Mrs Claire Hepburn appointed Justice of the Supreme Court

Fri, Aug 15th 2008, 12:00 AM

His Excellency, the Governor-General, has, on the advice of the Judicial and Legal Service Commission, appointed Mrs Claire Hepburn as a Justice of the Supreme Court and has conferred on the Honourable Mr Justice Lyons the title of ?Senior Justice?.



Mrs Hepburn, who was born in Nassau, will assume office on 1 October 2008. She was educated at the Government High School, Nassau and at the University of the West Indies, Jamaica, where she was awarded a Bachelor of Arts degree in History (Special Honours) in August of 1969 and a Diploma in Education the following year. She was awarded a Master of Education from the University of Miami in May, 1977.


She taught hi story at the Government High School from August, 1970 to June, 1975 and was a history lecturer and Chairman of the Social Science Division of the College of The Bahamas from August, 1975 to August, 1978. She appointed to act as Academic Dean in August, 1978 and was confirmed in that post in August, 1979. Mrs Hepburn served as Academic Dean until she was appointed to act as Vice Principal from August, 1980 to August, 1981. She has also served as an Associate Lecturer at the Eugene Dupuch Law School where she lectured in Civil Procedure and Practice II from September of 2000 to August 2004.


Having served under articles of clerkship, Mrs Hepburn was admitted as Counsel and Attorney of the Supreme Court of The Bahamas on 27 September 1985 and entered the firm of Graham, Thompson & Co. She was admitted to partnership in May 1990.


Mrs Hepburn has served in many public and professional capacities including: Director of The Bahamas International Securities Exchange (BISX) from 2000 to 2001; Director of The Bank of The Bahamas Limited from July 2001 to October 2002; Director of Doctors Hospital Health Systems Limited from 1999 to 2002; Chairman of the Broadcasting Corporation of The Bahamas from 1992 to 1994 and Chairman of the Gaming Board from 1994 to 2002. acting Stipendiary & Circuit Magistrate in 1989 and acting Justice of the Supreme Court, from September, 2004 to February, 2005.
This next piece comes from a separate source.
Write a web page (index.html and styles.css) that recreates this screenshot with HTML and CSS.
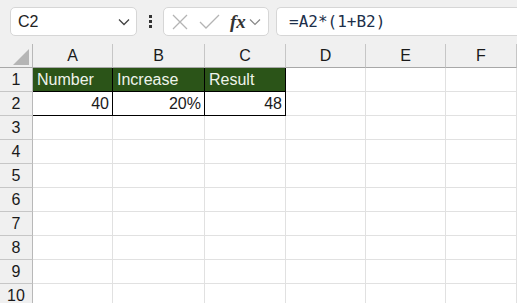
FILE: index.html
```html
<!DOCTYPE html>
<html lang="en">
<head>
  <meta charset="UTF-8" />
  <title>Sheet</title>
  <link rel="stylesheet" href="styles.css">
</head>
<body>

<div class="toolbar">
  <div class="namebox">
    <span>C2</span>
    <svg class="chev" width="12" height="8" viewBox="0 0 12 8"><path d="M1 1.5 L6 6.5 L11 1.5" fill="none" stroke="#444" stroke-width="1.3"/></svg>
  </div>
  <div class="dots"><i></i><i></i><i></i></div>
  <div class="iconbox">
    <svg width="16" height="16" viewBox="0 0 16 16"><path d="M1 1 L15 15 M15 1 L1 15" stroke="#b4b4b4" stroke-width="1.3"/></svg>
    <svg width="21" height="16" viewBox="0 0 21 16"><path d="M1 8 L7 14 L20 1" fill="none" stroke="#b4b4b4" stroke-width="1.3"/></svg>
    <span class="fx">fx</span>
    <svg width="12" height="8" viewBox="0 0 12 8"><path d="M1 1.5 L6 6.5 L11 1.5" fill="none" stroke="#888" stroke-width="1.2"/></svg>
  </div>
  <div class="formula">=A2*(1+B2)</div>
</div>

<div class="sheet">
  <div class="corner"><span class="tri"></span></div>
  <div class="colhead">A</div>
  <div class="colhead">B</div>
  <div class="colhead">C</div>
  <div class="colhead">D</div>
  <div class="colhead">E</div>
  <div class="colhead">F</div>

  <div class="rowhead">1</div>
  <div class="cell title">Number</div>
  <div class="cell title">Increase</div>
  <div class="cell title">Result</div>
  <div class="cell"></div><div class="cell"></div><div class="cell"></div>

  <div class="rowhead">2</div>
  <div class="cell data">40</div>
  <div class="cell data">20%</div>
  <div class="cell data">48</div>
  <div class="cell"></div><div class="cell"></div><div class="cell"></div>

  <div class="rowhead">3</div><div class="cell"></div><div class="cell"></div><div class="cell"></div><div class="cell"></div><div class="cell"></div><div class="cell"></div>
  <div class="rowhead">4</div><div class="cell"></div><div class="cell"></div><div class="cell"></div><div class="cell"></div><div class="cell"></div><div class="cell"></div>
  <div class="rowhead">5</div><div class="cell"></div><div class="cell"></div><div class="cell"></div><div class="cell"></div><div class="cell"></div><div class="cell"></div>
  <div class="rowhead">6</div><div class="cell"></div><div class="cell"></div><div class="cell"></div><div class="cell"></div><div class="cell"></div><div class="cell"></div>
  <div class="rowhead">7</div><div class="cell"></div><div class="cell"></div><div class="cell"></div><div class="cell"></div><div class="cell"></div><div class="cell"></div>
  <div class="rowhead">8</div><div class="cell"></div><div class="cell"></div><div class="cell"></div><div class="cell"></div><div class="cell"></div><div class="cell"></div>
  <div class="rowhead">9</div><div class="cell"></div><div class="cell"></div><div class="cell"></div><div class="cell"></div><div class="cell"></div><div class="cell"></div>
  <div class="rowhead">10</div><div class="cell"></div><div class="cell"></div><div class="cell"></div><div class="cell"></div><div class="cell"></div><div class="cell"></div>
</div>

</body>
</html>
```

FILE: styles.css
```css
body {
  margin: 0;
  font-family: 'Liberation Sans', Arial, sans-serif;
  background: #fff;
  overflow: hidden;
  width: 517px;
  height: 303px;
}
.toolbar {
  height: 44px;
  background: #f0f0f0;
  display: flex;
  align-items: flex-start;
  padding: 7px 0 0 10px;
  box-sizing: border-box;
}
.namebox {
  width: 127px;
  height: 29px;
  box-sizing: border-box;
  background: #fff;
  border: 1px solid #d6d6d6;
  border-radius: 5px;
  display: flex;
  align-items: center;
  justify-content: space-between;
  padding: 0 6px 0 7px;
  font-size: 16px;
  color: #222;
}
.dots {
  width: 26px;
  display: flex;
  flex-direction: column;
  align-items: center;
  gap: 2px;
  padding-top: 8px;
}
.dots i {
  width: 3px;
  height: 3px;
  background: #333;
}
.iconbox {
  width: 106px;
  height: 29px;
  box-sizing: border-box;
  background: #fff;
  border: 1px solid #d6d6d6;
  border-radius: 5px;
  display: flex;
  align-items: center;
  gap: 11px;
  padding: 0 0 0 8px;
}
.fx {
  font-family: 'Liberation Serif', serif;
  font-style: italic;
  font-weight: bold;
  font-size: 19px;
  color: #333;
  margin-left: -1px;
  margin-right: -8px;
}
.formula {
  margin-left: 7px;
  flex: 1;
  height: 29px;
  box-sizing: border-box;
  background: #fff;
  border: 1px solid #d6d6d6;
  border-right: none;
  border-radius: 5px 0 0 5px;
  padding-left: 12px;
  font-family: 'DejaVu Sans Mono', monospace;
  font-size: 16px;
  line-height: 27px;
  color: #1c2f4a;
}
.sheet {
  display: grid;
  grid-template-columns: 33px 80px 92px 81px 80px 80px 71px;
  grid-auto-rows: 24px;
  font-size: 16px;
  color: #1a1a1a;
}
.sheet > div {
  box-sizing: border-box;
}
.corner {
  background: #f0f0f0;
  border-right: 1px solid #b8b8b8;
  border-bottom: 1px solid #a8a8a8;
  position: relative;
}
.tri {
  position: absolute;
  right: 3px;
  bottom: 2px;
  width: 0;
  height: 0;
  border-left: 16px solid transparent;
  border-bottom: 16px solid #b5b5b5;
}
.colhead {
  background: #f0f0f0;
  border-right: 1px solid #c6c6c6;
  border-bottom: 1px solid #a8a8a8;
  text-align: center;
  line-height: 24px;
}
.rowhead {
  background: #f0f0f0;
  border-right: 1px solid #b8b8b8;
  border-bottom: 1px solid #c6c6c6;
  text-align: center;
  line-height: 24px;
}
.cell {
  border-right: 1px solid #e1e1e1;
  border-bottom: 1px solid #e1e1e1;
  line-height: 24px;
  padding: 0 3px 0 4px;
  white-space: nowrap;
}
.title {
  background: #2b5418;
  color: #eef3ea;
  border-right: 1px solid #000;
  border-bottom: 1px solid #000;
}
.data {
  text-align: right;
  border-right: 1px solid #000;
  border-bottom: 1px solid #000;
}
```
Appointed a Senator on 4 May, 2007, Mrs Hepburn served as Attorney General and Minister of Legal Affairs from that date until 7 July, 2008.


Mrs. Hepburn is a Director of The Tara Xavier Hepburn Foundation and one of the co-ordinators of the T.A.R.A. Project, which was launched by the Foundation on October 13, 2007 and is designed to enrich the lives of young people between the ages of 9 and 18 years old by helping them to become productive and responsible citizens who are leaders in the community.

Mrs Hepburn, an Anglican, is married to Livingston Hepburn and they are parents of two children, a son, Ian Andre Hepburn and a daughter, Tara Xavier Hepburn (now deceased).


Mr Justice Lyons who became the second Senior Justice on 1 July 2008, the father of five adult children, was born in Hobart, Tasmania, Australia. After attending Friends? School (a Quaker College) in Hobart, he spent two years being employed in various capacities and, having saved enough to put himself through University, enrolled at the University of Tasmania Law School, from which he was awarded Ll B degree in 1974.


He left Tasmania in 1975 and spent a year an ?overseas working holiday? travelling through Asia, the Middle East and Europe on a motorbike and working at a variety of jobs in Switzerland, France (Cote d?Azur) and England (London).


Upon his return to Australia in 1976, he relocated from Tasmania to Brisbane where he commenced work with a large commercial firm, later moving to a large criminal law firm, but soon returned to his preferred area of practice, becoming a partner in a mid-sized commercial firm.


In 1986, he took a short sabbatical travelling around Australia, doing some legal work, some fruit-picking, working as a deckhand on a tuna trawler and playing guitar in a country and western band.


I987, he returned to Brisbane where he became a partner in the firm of Feather, Walker & Delancey and did mostly civil/commercial trial work. His work for commercial fishing and timber interests included journeying to remote parts of Papua New Guinea and the Pacific Islands where he engaged in pro bono work for Asian and South Pacific immigrant communities.


In 1994 Justice Lyons was appointed a judge of the High Court of Fiji, posted to the Western Division in Lautoka. He left Fiji n late 1999, in advance of a coup, and was appointed to the Supreme Court of The Bahamas that year, initially being assigned to Freeport. He was posted to Nassau in September, 2000.